Six people fell victim to the I-70 Killer between April and May, 1992, in Indiana, Missouri, and Kansas. Two more murders committed in Texas in the following years were tentatively ascribed to the same killer, but a definitive connection has not been established yet. A witness saw him after his attack on a bridal shop in Wichita. This resulted in a few sketches, but no suspects have ever been publicly named and the I-70 Killer remains at large.
1. The Axeman of New Orleans
March 19, 1919, is an infamous day in the history of New Orleans. It was on that night that most of the city’s residents crammed themselves into cafés, bars, and dance halls and partied until dawn while listening to swinging jazz music. Did they want to do this? No, they did it out of fear, in order to please a murderous maniac walking among them who, otherwise, might have targeted them as his new victims.
He became known as the Axeman of New Orleans and he was, as the police superintendent described him, a “murderous degenerate … who gloats over blood.” He broke into people’s homes at night and attacked them with axes and knives. Most of his victims were grocers and their families, and all of them were Italian immigrants. He assaulted 12 people this way – six died, six survived.
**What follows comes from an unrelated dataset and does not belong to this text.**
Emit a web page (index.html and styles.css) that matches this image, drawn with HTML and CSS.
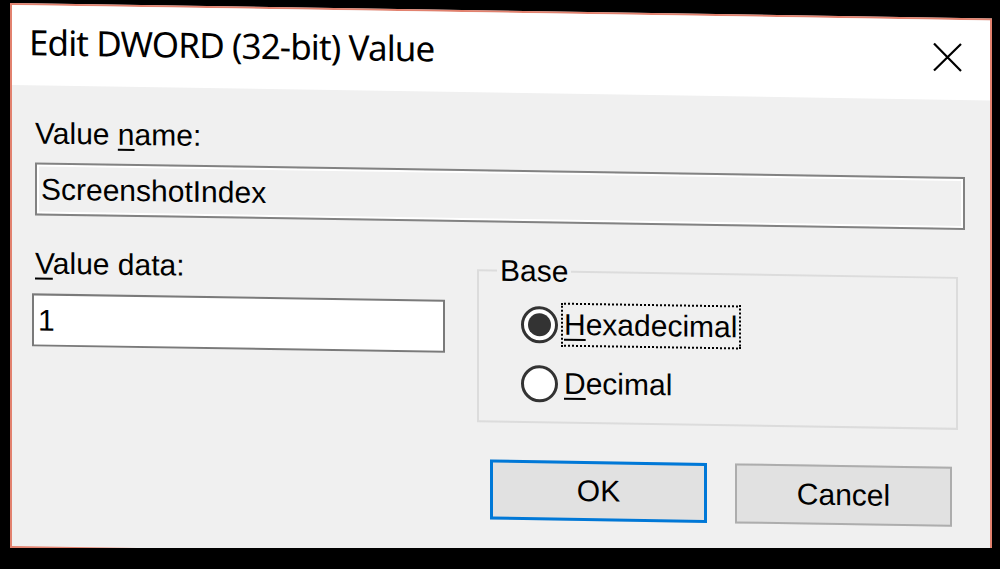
FILE: index.html
```html
<!DOCTYPE html>
<html lang="en">
<head>
    <meta charset="UTF-8">
    <title>Edit DWORD (32-bit) Value</title>
    <link rel="stylesheet" href="styles.css">
</head>
<body>
    <div class="dialog">
        <div class="titlebar">
            <span class="title">Edit DWORD (32-bit) Value</span>
            <button class="close" aria-label="Close">
                <svg width="29" height="29" viewBox="0 0 29 29">
                    <path d="M1 1 L28 28 M28 1 L1 28" stroke="#000" stroke-width="2.2" fill="none"/>
                </svg>
            </button>
        </div>

        <div class="content">
            <div class="label name-label">Value <u>n</u>ame:</div>
            <div class="namebox">ScreenshotIndex</div>

            <div class="row">
                <div class="datacol">
                    <div class="label"><u>V</u>alue data:</div>
                    <div class="databox">1</div>
                </div>

                <fieldset class="base">
                    <legend>Base</legend>
                    <div class="radios">
                        <div class="radio-row">
                            <span class="radio checked"></span>
                            <span class="radio-text focused"><u>H</u>exadecimal</span>
                        </div>
                        <div class="radio-row">
                            <span class="radio"></span>
                            <span class="radio-text"><u>D</u>ecimal</span>
                        </div>
                    </div>
                </fieldset>
            </div>

            <div class="buttons">
                <button class="btn ok">OK</button>
                <button class="btn cancel">Cancel</button>
            </div>
        </div>
    </div>
</body>
</html>
```

FILE: styles.css
```css
body {
    margin: 0;
    background: #000;
    overflow: hidden;
    font-family: "Liberation Sans", Arial, sans-serif;
    color: #000;
}

.dialog {
    width: 982px;
    margin: 3px 0 0 10px;
    box-sizing: border-box;
    border: 2px solid #e2826f;
    background: #f0f0f0;
    transform: skewY(0.9deg);
    transform-origin: 0 0;
}

/* Titelleiste */
.titlebar {
    height: 80px;
    box-sizing: border-box;
    background: #fff;
    display: flex;
    justify-content: space-between;
    align-items: flex-start;
    padding: 17px 28px 0 17px;
}
.title {
    font-family: "Noto Sans", "Open Sans", sans-serif;
    font-size: 35px;
    line-height: 40px;
    letter-spacing: -0.9px;
}
.close {
    border: none;
    background: none;
    padding: 0;
    margin-top: 6px;
    width: 29px;
    height: 29px;
}
.close svg {
    display: block;
}

.content {
    padding: 31px 25px 34px 20px;
}

.label {
    font-size: 30px;
    line-height: 34px;
    margin-left: 3px;
}
u {
    text-decoration-thickness: 2px;
    text-underline-offset: 4px;
}

.namebox {
    margin: 12px 0 0 3px;
    height: 53px;
    box-sizing: border-box;
    border: 2px solid #828282;
    box-shadow: inset 0 0 0 2px #fff;
    font-size: 30px;
    line-height: 49px;
    padding-left: 4px;
}

.row {
    display: flex;
    margin-top: 31px;
    align-items: flex-start;
}
.datacol {
    width: 413px;
    flex: none;
}
.databox {
    margin-top: 13px;
    height: 53px;
    box-sizing: border-box;
    border: 2px solid #7a7a7a;
    background: #fff;
    font-size: 30px;
    line-height: 49px;
    padding-left: 4px;
}

/* Gruppe "Base" */
.base {
    flex: 1;
    margin: 0 7px 0 32px;
    border: 2px solid #dcdcdc;
    padding: 14px 0 16px 0;
    min-width: 0;
}
.base legend {
    font-size: 30px;
    line-height: 34px;
    padding: 0 3px;
    margin-left: 18px;
}
.radios {
    padding-left: 42px;
}
.radio-row {
    display: flex;
    align-items: center;
    height: 44px;
}
.radio-row + .radio-row {
    margin-top: 15px;
}
.radio {
    width: 37px;
    height: 37px;
    box-sizing: border-box;
    border: 3px solid #333;
    border-radius: 50%;
    background: #fff;
    margin-right: 3px;
    position: relative;
    flex: none;
}
.radio.checked::after {
    content: "";
    position: absolute;
    left: 4px;
    top: 4px;
    width: 23px;
    height: 23px;
    border-radius: 50%;
    background: #333;
}
.radio-text {
    font-size: 30px;
    line-height: 34px;
    padding: 3px 2px 3px 1px;
    border: 2px dotted transparent;
}
.radio-text.focused {
    border-color: #000;
}

.buttons {
    display: flex;
    justify-content: flex-end;
    gap: 28px;
    margin: 37px 13px 0 0;
}
.btn {
    width: 217px;
    height: 60px;
    box-sizing: border-box;
    background: #e1e1e1;
    font-family: "Liberation Sans", Arial, sans-serif;
    font-size: 30px;
    color: #000;
    padding: 0;
}
.ok {
    border: 3px solid #0078d7;
}
.cancel {
    border: 2px solid #adadad;
}
```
And yet, that is not the most infamous aspect of this crime spree. No, that happened when the local Times-Picayune newspaper received and published a letter supposedly from the Axeman. It was dated March 13, 1919, from “Hottest Hell.” Besides detailing his delight for murder and mocking the police for their inability to catch him, the Axeman also expressed his fondness for jazz music. He then gave the city of New Orleans a warning – that at 12:15, the next Tuesday night, he would be out on the prowl. The houses playing jazz music would be spared. Those that did not “will get the axe.”
Nobody was killed that night as the city “jazzed it out,” per the Axeman’s demand. He did attack three more times in the following months, before disappearing forever. The identity of the Axeman of New Orleans remains a mystery today.